● GOAL OF THE EXERCISE: Each line containing the word "components" must be collected.

● DATASET SECTION:
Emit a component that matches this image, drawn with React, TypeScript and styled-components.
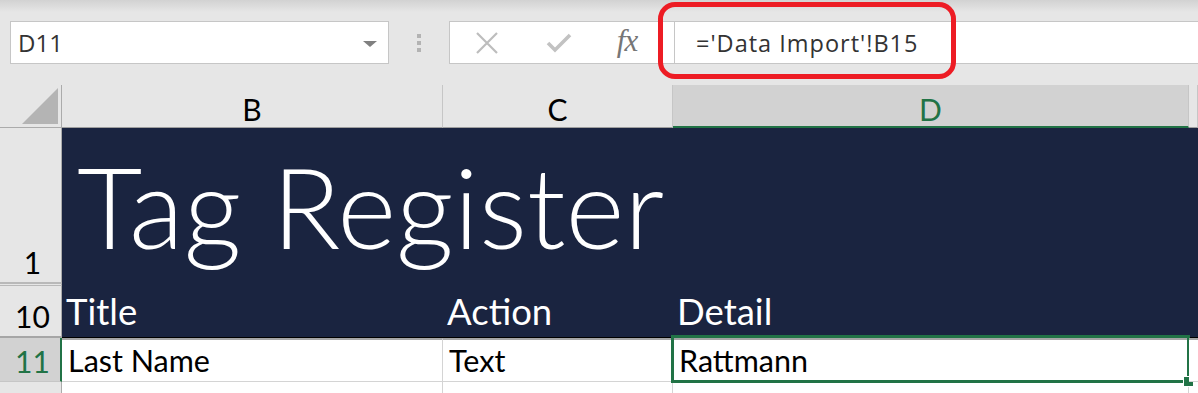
import React from "react";
import styled, { createGlobalStyle } from "styled-components";

const GlobalStyle = createGlobalStyle`
  html, body { margin: 0; padding: 0; background: #e6e6e6; overflow: hidden; }
  * { box-sizing: border-box; }
`;

const CELL_FONT = `"Lato", "Liberation Sans", sans-serif`;
const UI_FONT = `"Open Sans", "Liberation Sans", sans-serif`;
const GREEN = "#217346";
const NAVY = "#1a2440";

const Page = styled.div`
  width: 1198px;
  height: 393px;
  overflow: hidden;
  background: #e6e6e6;
`;

const FormulaBar = styled.div`
  position: relative;
  height: 85px;
  padding-top: 21px;
  display: flex;
  align-items: flex-start;
  background: linear-gradient(#d2d2d2 0px, #e6e6e6 12px);
`;

const NameBox = styled.div`
  margin-left: 10px;
  width: 379px;
  height: 43px;
  background: #fff;
  border: 1px solid #c6c6c6;
  display: flex;
  align-items: center;
  justify-content: space-between;
  padding: 0 11px 0 7px;
  font-family: ${UI_FONT};
  font-size: 24px;
  color: #333;
`;

const Caret = styled.span`
  width: 0;
  height: 0;
  border-left: 7px solid transparent;
  border-right: 7px solid transparent;
  border-top: 6px solid #808080;
  margin-top: 2px;
`;

const Grip = styled.div`
  width: 60px;
  height: 43px;
  display: flex;
  flex-direction: column;
  align-items: center;
  justify-content: center;
  gap: 3px;
  padding-top: 1px;
`;

const GripDot = styled.span`
  width: 4px;
  height: 4px;
  background: #b3b3b3;
`;

const Buttons = styled.div`
  width: 225px;
  height: 43px;
  background: #fff;
  border: 1px solid #c6c6c6;
  border-right: none;
  display: flex;
  align-items: center;
`;

const IconSlot = styled.div<{ $w: number }>`
  width: ${(p) => p.$w}px;
  height: 100%;
  display: flex;
  align-items: center;
  justify-content: center;
`;

const Fx = styled.span`
  font-family: "Liberation Serif", "DejaVu Serif", serif;
  font-style: italic;
  font-size: 31px;
  color: #767676;
  letter-spacing: -1px;
  margin-top: -4px;
`;

const FormulaInput = styled.div`
  flex: 1;
  height: 43px;
  background: #fff;
  border: 1px solid #c6c6c6;
  border-right: none;
  display: flex;
  align-items: center;
  padding-left: 21px;
  font-family: ${UI_FONT};
  font-size: 23.5px;
  letter-spacing: 1px;
  color: #333;
`;

const Highlight = styled.div`
  position: absolute;
  left: 658px;
  top: 2px;
  width: 298px;
  height: 77px;
  border: 5px solid #ed1c24;
  border-radius: 17px;
  pointer-events: none;
`;

const Sheet = styled.div`
  display: grid;
  grid-template-columns: 62px 381px 230px 516px 1fr;
  grid-template-rows: 43px 155px 3px 52px 44px 20px;
`;

const Corner = styled.div`
  position: relative;
  border-right: 1px solid #ababab;
  border-bottom: 1px solid #ababab;
  display: flex;
  align-items: flex-end;
  justify-content: flex-end;
  padding: 0 3px 3px 0;
`;

const CornerTri = styled.div`
  width: 36px;
  height: 36px;
  background: #b4b4b4;
  clip-path: polygon(100% 0, 100% 100%, 0 100%);
`;

const ColHeader = styled.div<{ $active?: boolean }>`
  background: ${(p) => (p.$active ? "#d2d2d2" : "#e6e6e6")};
  border-right: 1px solid #c6c6c6;
  border-bottom: ${(p) => (p.$active ? `2px solid ${GREEN}` : "1px solid #9e9e9e")};
  display: flex;
  align-items: center;
  justify-content: center;
  font-family: ${CELL_FONT};
  font-size: 30px;
  padding-top: 6px;
  color: ${(p) => (p.$active ? GREEN : "#000")};
`;

const RowHeader = styled.div<{ $active?: boolean; $bottom?: string }>`
  background: ${(p) => (p.$active ? "#d2d2d2" : "#e6e6e6")};
  border-right: ${(p) => (p.$active ? `2px solid ${GREEN}` : "1px solid #ababab")};
  border-bottom: ${(p) => p.$bottom || "1px solid #c6c6c6"};
  display: flex;
  align-items: flex-end;
  justify-content: center;
  padding-bottom: 5px;
  padding-left: ${(p) => (p.$active ? "5px" : "4px")};
  font-family: ${CELL_FONT};
  font-size: 30px;
  line-height: 1;
  color: ${(p) => (p.$active ? GREEN : "#000")};
`;

const HiddenRows = styled.div`
  border-right: 1px solid #ababab;
  border-top: 1px solid #b9b9b9;
  border-bottom: 1px solid #b9b9b9;
  background: #e6e6e6;
`;

const Banner = styled.div<{ $span: string }>`
  grid-column: ${(p) => p.$span};
  background: ${NAVY};
  color: #fff;
  font-family: ${CELL_FONT};
  font-weight: 300;
  font-size: 113px;
  line-height: 1;
  display: flex;
  align-items: flex-end;
  padding: 0 0 21px 15px;
  white-space: nowrap;
`;

const HeadCell = styled.div`
  background: ${NAVY};
  border-bottom: 1px solid #000;
  color: #fff;
  font-family: ${CELL_FONT};
  font-size: 36.5px;
  line-height: 1;
  display: flex;
  align-items: flex-end;
  padding: 0 0 8px 4px;
  white-space: nowrap;
`;

const Cell = styled.div<{ $right?: boolean }>`
  position: relative;
  background: #fff;
  border-top: 2px solid #a6a6a6;
  border-right: ${(p) => (p.$right ? "1px solid #d4d4d4" : "none")};
  border-bottom: 1px solid #d4d4d4;
  color: #000;
  font-family: ${CELL_FONT};
  font-size: 30.5px;
  line-height: 1;
  display: flex;
  align-items: flex-end;
  padding: 0 0 6px 6px;
  white-space: nowrap;
`;

const EmptyCell = styled.div<{ $right?: boolean }>`
  background: #fff;
  border-right: ${(p) => (p.$right ? "1px solid #d4d4d4" : "none")};
`;

const Selection = styled.div`
  position: absolute;
  left: -2px;
  top: -5px;
  right: -1px;
  bottom: -2px;
  border: 3px solid ${GREEN};
  pointer-events: none;
`;

const FillHandle = styled.span`
  position: absolute;
  right: -6px;
  bottom: -6px;
  width: 9px;
  height: 9px;
  background: ${GREEN};
  outline: 1px solid #fff;
`;

const CancelIcon = () => (
  <svg width="24" height="24" viewBox="0 0 24 24">
    <path d="M2 2 L22 22 M22 2 L2 22" stroke="#bdbdbd" strokeWidth="2.2" fill="none" />
  </svg>
);

const EnterIcon = () => (
  <svg width="26" height="24" viewBox="0 0 26 24">
    <path d="M2 12 L9 19 L24 4" stroke="#c2c2c2" strokeWidth="3.6" fill="none" />
  </svg>
);

export default function App() {
  return (
    <Page>
      <GlobalStyle />
      <FormulaBar>
        <NameBox>
          <span>D11</span>
          <Caret />
        </NameBox>
        <Grip>
          <GripDot />
          <GripDot />
          <GripDot />
        </Grip>
        <Buttons>
          <IconSlot $w={74}>
            <CancelIcon />
          </IconSlot>
          <IconSlot $w={70}>
            <EnterIcon />
          </IconSlot>
          <IconSlot $w={66}>
            <Fx>fx</Fx>
          </IconSlot>
        </Buttons>
        <FormulaInput>='Data Import'!B15</FormulaInput>
        <Highlight />
      </FormulaBar>

      <Sheet>
        <Corner>
          <CornerTri />
        </Corner>
        <ColHeader>B</ColHeader>
        <ColHeader>C</ColHeader>
        <ColHeader $active>D</ColHeader>
        <ColHeader />

        <RowHeader $bottom="1px solid #b9b9b9">1</RowHeader>
        <Banner $span="2 / 6">Tag Register</Banner>

        <HiddenRows />
        <Banner $span="2 / 6" />

        <RowHeader $bottom="2px solid #a6a6a6">10</RowHeader>
        <HeadCell>Title</HeadCell>
        <HeadCell>Action</HeadCell>
        <HeadCell>Detail</HeadCell>
        <HeadCell />

        <RowHeader $active>11</RowHeader>
        <Cell $right>Last Name</Cell>
        <Cell>Text</Cell>
        <Cell>
          Rattmann
          <Selection>
            <FillHandle />
          </Selection>
        </Cell>
        <Cell />

        <RowHeader />
        <EmptyCell $right />
        <EmptyCell $right />
        <EmptyCell $right />
        <EmptyCell />
      </Sheet>
    </Page>
  );
}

● FULL RESPONSE:
Emit a component that matches this image, drawn with React, TypeScript and styled-components.
import styled, { createGlobalStyle } from "styled-components";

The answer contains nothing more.